Provided data
━━━━━━━━━━━━━━━━

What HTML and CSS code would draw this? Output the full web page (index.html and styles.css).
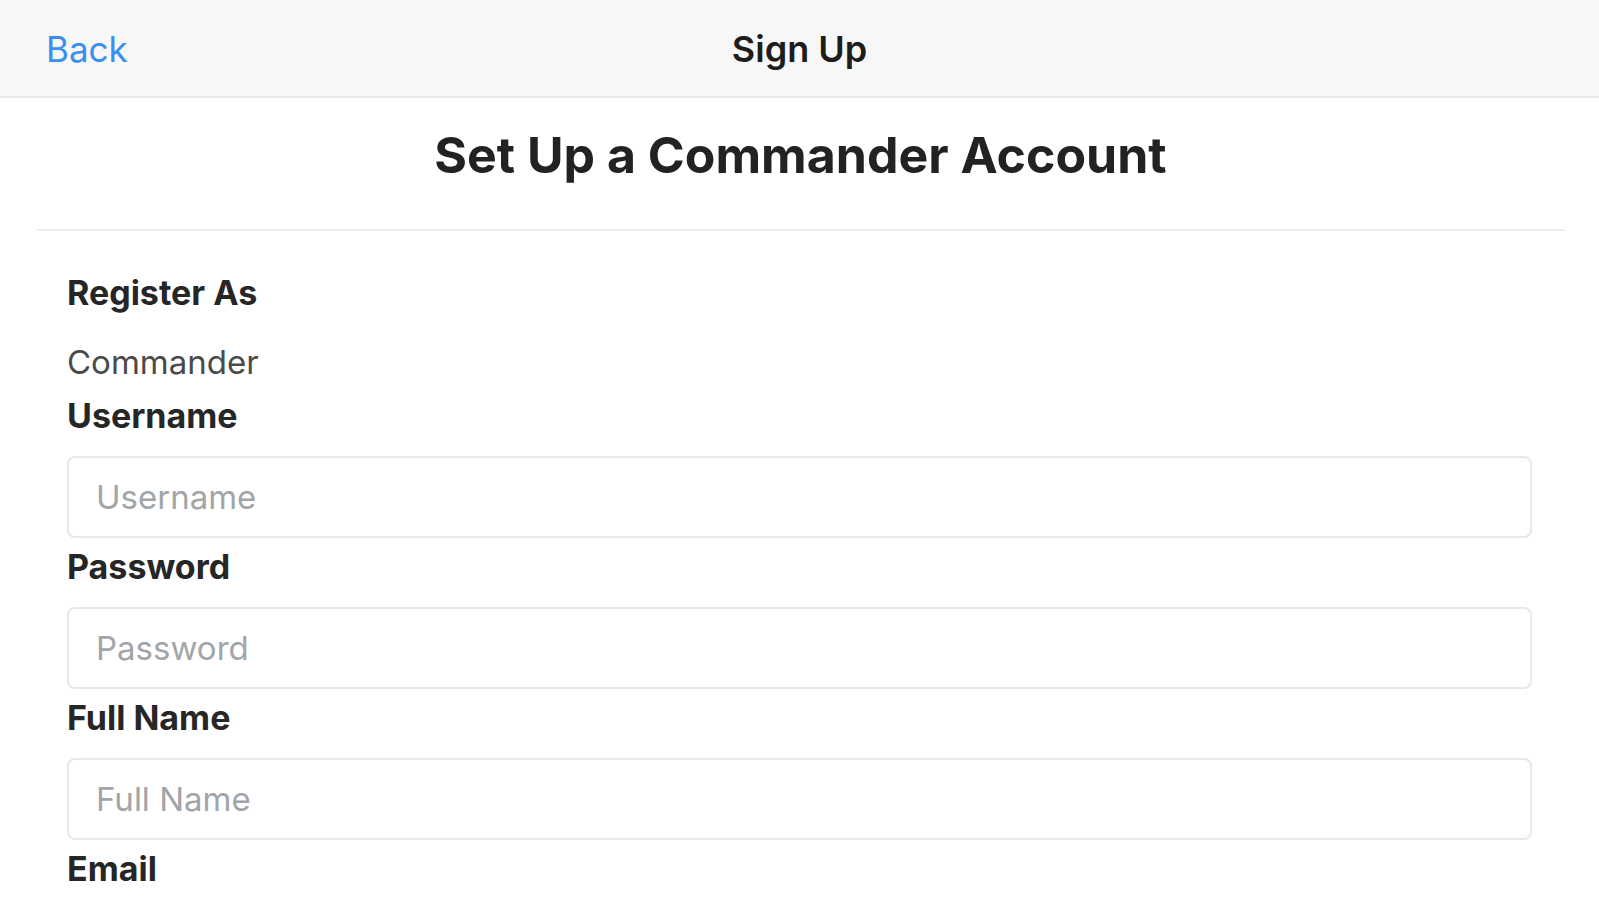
FILE: index.html
```html
<!DOCTYPE html>
<html lang="en">
<head>
<meta charset="utf-8">
<title>Sign Up</title>
<link rel="stylesheet" href="styles.css">
</head>
<body>
<header class="navbar">
  <a class="nav-back" href="#">Back</a>
  <div class="nav-title">Sign Up</div>
  <div class="nav-spacer"></div>
</header>
<main class="page">
  <h1 class="page-title">Set Up a Commander Account</h1>
  <form class="form">
    <div class="field-static">
      <div class="label">Register As</div>
      <div class="static-value">Commander</div>
    </div>
    <div class="field">
      <label class="label" for="username">Username</label>
      <input class="input" id="username" type="text" placeholder="Username">
    </div>
    <div class="field">
      <label class="label" for="password">Password</label>
      <input class="input" id="password" type="password" placeholder="Password">
    </div>
    <div class="field">
      <label class="label" for="fullname">Full Name</label>
      <input class="input" id="fullname" type="text" placeholder="Full Name">
    </div>
    <div class="field">
      <label class="label" for="email">Email</label>
      <input class="input" id="email" type="email" placeholder="Email">
    </div>
  </form>
</main>
</body>
</html>
```

FILE: styles.css
```css
* { box-sizing: border-box; }
html, body { margin: 0; padding: 0; background: #ffffff; }
body {
  font-family: Inter, "Noto Sans", "Liberation Sans", sans-serif;
  color: #222222;
  overflow: hidden;
}
.navbar {
  display: grid;
  grid-template-columns: 1fr auto 1fr;
  align-items: center;
  height: 98px;
  background: #f7f7f7;
  border-bottom: 2px solid #e7e7e7;
  padding: 2px 46px 0 46px;
}
.nav-back {
  justify-self: start;
  font-size: 35px;
  color: #3a8ef2;
  text-decoration: none;
  line-height: 40px;
}
.nav-title {
  font-size: 36px;
  font-weight: 600;
  color: #1d1d1d;
  line-height: 40px;
}
.page {
  padding: 0 34px 0 36px;
}
.page-title {
  margin: 0;
  padding: 27px 0 44px;
  font-size: 50px;
  line-height: 60px;
  font-weight: 700;
  color: #222222;
  text-align: center;
  border-bottom: 2px solid #ededed;
}
.form {
  padding: 42px 33px 0 31px;
  display: flex;
  flex-direction: column;
}
.label {
  display: block;
  font-size: 34px;
  line-height: 40px;
  font-weight: 700;
  color: #262626;
}
.field-static {
  display: flex;
  flex-direction: column;
  gap: 29px;
  margin-bottom: 14px;
}
.static-value {
  font-size: 33px;
  line-height: 40px;
  color: #4a4a4a;
}
.field {
  display: flex;
  flex-direction: column;
  gap: 20px;
  margin-bottom: 9px;
}
.input {
  width: 100%;
  height: 82px;
  border: 2px solid #e8e8e8;
  border-radius: 8px;
  padding: 0 27px;
  font-family: inherit;
  font-size: 33px;
  color: #333333;
  background: #ffffff;
  outline: none;
}
.input::placeholder {
  color: #a2a5a8;
}
```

━━━━━━━━━━━━━━━━

Exercise details
Select all lines in the listing that include the word "page".

Reply
What HTML and CSS code would draw this? Output the full web page (index.html and styles.css).
<main class="page">
  <h1 class="page-title">Set Up a Commander Account</h1>
.page {
.page-title {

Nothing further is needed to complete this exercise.